1.10.3 Metrics
Metrics are essential in understanding how any large system is behaving and performing. Concourse can emit metrics about both the system health itself and about the builds that it is running. Operators can tap into these metrics in order to observe the health of the system.
In the spirit of openness, the metrics from our deployment are public. We consider it a bug to emit anything sensitive or secret into our metrics pipeline.
Configuring Metrics
The web
node can be configured to emit metrics on start.
Currently supported metrics emitters are InfluxDB, NewRelic, Prometheus, Datadog, and Riemann. There is also a dummy emitter that will just spit the metrics out in to the logs at DEBUG
level, which can be enabled with the --emit-to-logs
flag.
Regardless of your metrics emitter, you can set CONCOURSE_METRICS_BUFFER_SIZE
to determine how many metrics emissions are sent at a time. Increasing this number can be helpful if sending metrics is regularly failing (due to rate limiting or network failures) or if latency is particularly high.
There are various flags for different emitters; run concourse web --help
and look for "Metric Emitter" to see what's available.
What's emitted?
This reference section lists of all of the metrics that Concourse emits. We don't include the warning and critical levels as they will keep changing as we optimise the system. To find those, please refer to the source of truth: the code.

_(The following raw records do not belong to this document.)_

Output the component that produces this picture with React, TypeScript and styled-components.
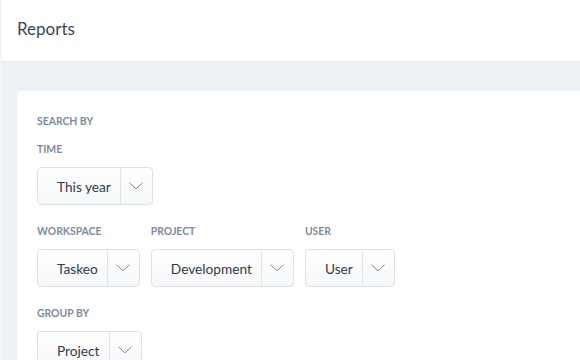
import React from "react";
import styled, { createGlobalStyle } from "styled-components";

const Global = createGlobalStyle`
  html, body { margin: 0; padding: 0; background: #eef2f5; }
  body { font-family: Lato, "Open Sans", sans-serif; -webkit-font-smoothing: antialiased; }
  * { box-sizing: border-box; }
`;

const Page = styled.div`
  width: 580px;
  height: 360px;
  overflow: hidden;
  background: #eef2f5;
  border-left: 2px solid #f3f5f7;
`;

const Header = styled.header`
  height: 62px;
  background: #ffffff;
  border-bottom: 1px solid #e2e5e9;
  display: flex;
  align-items: center;
  padding-left: 15px;
`;

const Title = styled.h1`
  margin: 0;
  font-size: 17px;
  font-weight: 400;
  color: #3a4657;
  line-height: 1;
  margin-top: -4px;
`;

const Body = styled.main`
  padding: 29px 0 0 15px;
`;

const Card = styled.section`
  background: #ffffff;
  border-radius: 4px 0 0 0;
  padding: 22px 20px 20px 20px;
  min-height: 300px;
`;

const Label = styled.div`
  font-size: 10.4px;
  font-weight: 700;
  color: #7d8ba0;
  text-transform: uppercase;
  line-height: 16px;
`;

const SectionTitle = styled(Label)`
  margin-bottom: 12px;
`;

const Row = styled.div`
  display: flex;
  gap: 11px;
  margin-bottom: 18px;
`;

const Field = styled.div`
  display: flex;
  flex-direction: column;
  gap: 10px;
`;

const Select = styled.button`
  display: inline-flex;
  align-items: stretch;
  height: 38px;
  padding: 0;
  border: 1px solid #dde2e7;
  border-radius: 4px;
  background: linear-gradient(#ffffff, #f5f7f9);
  font-family: inherit;
  cursor: pointer;
  align-self: flex-start;
`;

const Value = styled.span`
  display: flex;
  align-items: center;
  padding: 0 9px 0 19px;
  font-size: 13.7px;
  color: #2f3a4b;
  border-right: 1px solid #e0e4e9;
`;

const Caret = styled.span`
  width: 31px;
  display: flex;
  align-items: center;
  justify-content: center;
  color: #7e8898;
`;

const Chevron = () => (
  <svg width="14" height="8" viewBox="0 0 14 8" fill="none">
    <path d="M0.5 0.8 L7 6.8 L13.5 0.8" stroke="currentColor" strokeWidth="1" />
  </svg>
);

const Dropdown = ({ value }: { value: string }) => (
  <Select type="button">
    <Value>{value}</Value>
    <Caret>
      <Chevron />
    </Caret>
  </Select>
);

export default function App() {
  return (
    <Page>
      <Global />
      <Header>
        <Title>Reports</Title>
      </Header>
      <Body>
        <Card>
          <SectionTitle>Search by</SectionTitle>
          <Row>
            <Field>
              <Label>Time</Label>
              <Dropdown value="This year" />
            </Field>
          </Row>
          <Row>
            <Field>
              <Label>Workspace</Label>
              <Dropdown value="Taskeo" />
            </Field>
            <Field>
              <Label>Project</Label>
              <Dropdown value="Development" />
            </Field>
            <Field>
              <Label>User</Label>
              <Dropdown value="User" />
            </Field>
          </Row>
          <Row>
            <Field>
              <Label>Group by</Label>
              <Dropdown value="Project" />
            </Field>
          </Row>
        </Card>
      </Body>
    </Page>
  );
}
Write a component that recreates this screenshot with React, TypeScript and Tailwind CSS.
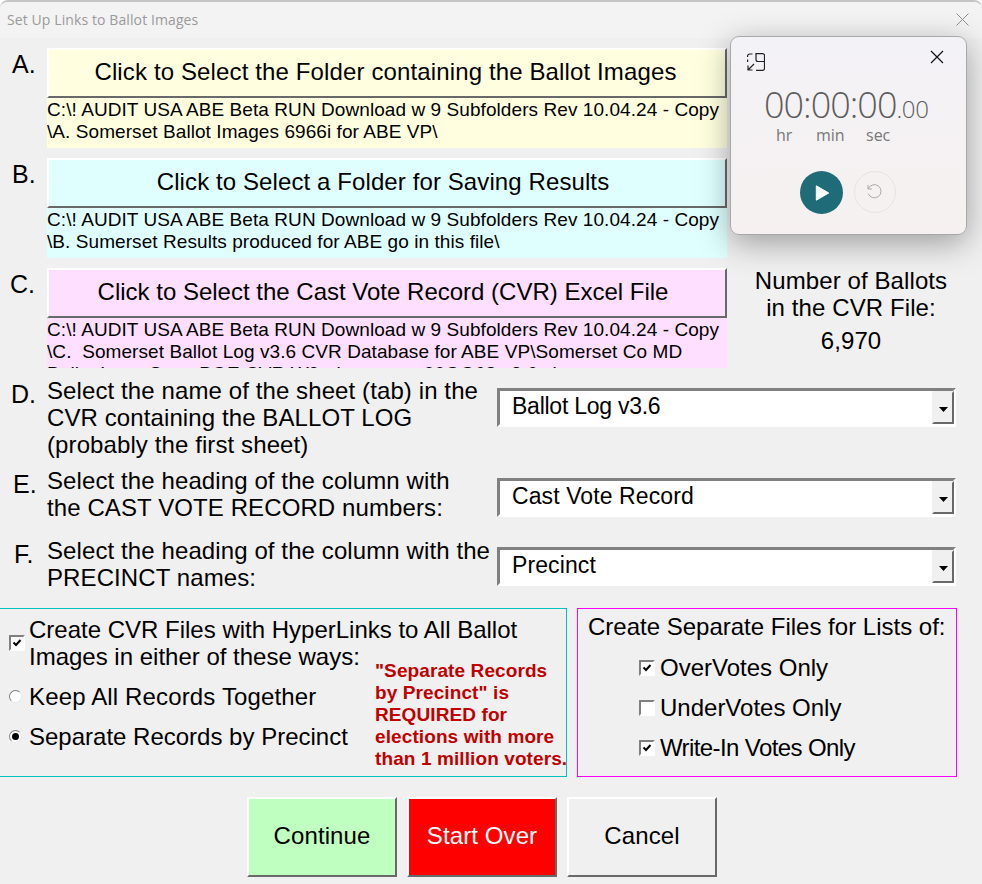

This is the time taken (in milliseconds) to schedule an entire pipeline including the time taken to load the version information from the database and calculate the latest valid versions for each job.
Attributes
pipeline
The pipeline which was being scheduled.
This is the time taken (in milliseconds) to load the version information from the database.
Attributes
pipeline
The pipeline which was being scheduled.
This is the time taken (in milliseconds) to calculate the set of valid input versions when scheduling a job. It is emitted once for each job per pipeline scheduling tick.
Attributes
pipeline
The pipeline which was being scheduled.
job
The job which was being scheduled.
The number of containers that are currently running on your workers.
Attributes
worker
The name of the worker.
The number of volumes that are currently present on your workers.
Attributes
worker
The name of the worker.
This event is emitted when a build starts. Its value is the build ID of the build. However, it is most useful for annotating your metrics with the start and end of different jobs.
Attributes
pipeline
The pipeline which contains the build being started.
job
The job which configured the build being started.
build_name
The name of the build being started. (Remember that build numbers in Concourse are actually names and are strings).
build_id
The ID of the build being started.
This event is emitted when a build ends. Its value is the duration of the build in milliseconds. You can use this metric in conjunction with build started
to annotate your metrics with when builds started and stopped.
Attributes
pipeline
The pipeline which contains the build that finished.
job
The job which configured the build that finished.
build_name
The name of the build that finished. (Remember that build numbers in Concourse are actually names and are strings).
build_id
The ID of the build that finished.
build_status
The resulting status of the build; one of "succeeded", "failed", "errored", or "aborted".
This metric is emitted for each HTTP request to an ATC (both API and web requests). It contains the duration (in milliseconds) for each request and is useful for finding slow requests.
Attributes
route
The route which the HTTP request matched. i.e. /builds/:id
path
The literal path of the HTTP request. i.e. /builds/1234
This metric is emitted each time a worker registers or heartbeats. It contains the number of active task containers on the worker in question. Particularly if max-active-tasks-per-worker
is set, this can be useful for debugging containers stuck in a pending state.
Attributes
worker
The name of the worker registering/heartbeating.
platform
The OS platform of the worker in question (i.e. windows/linux/darwin).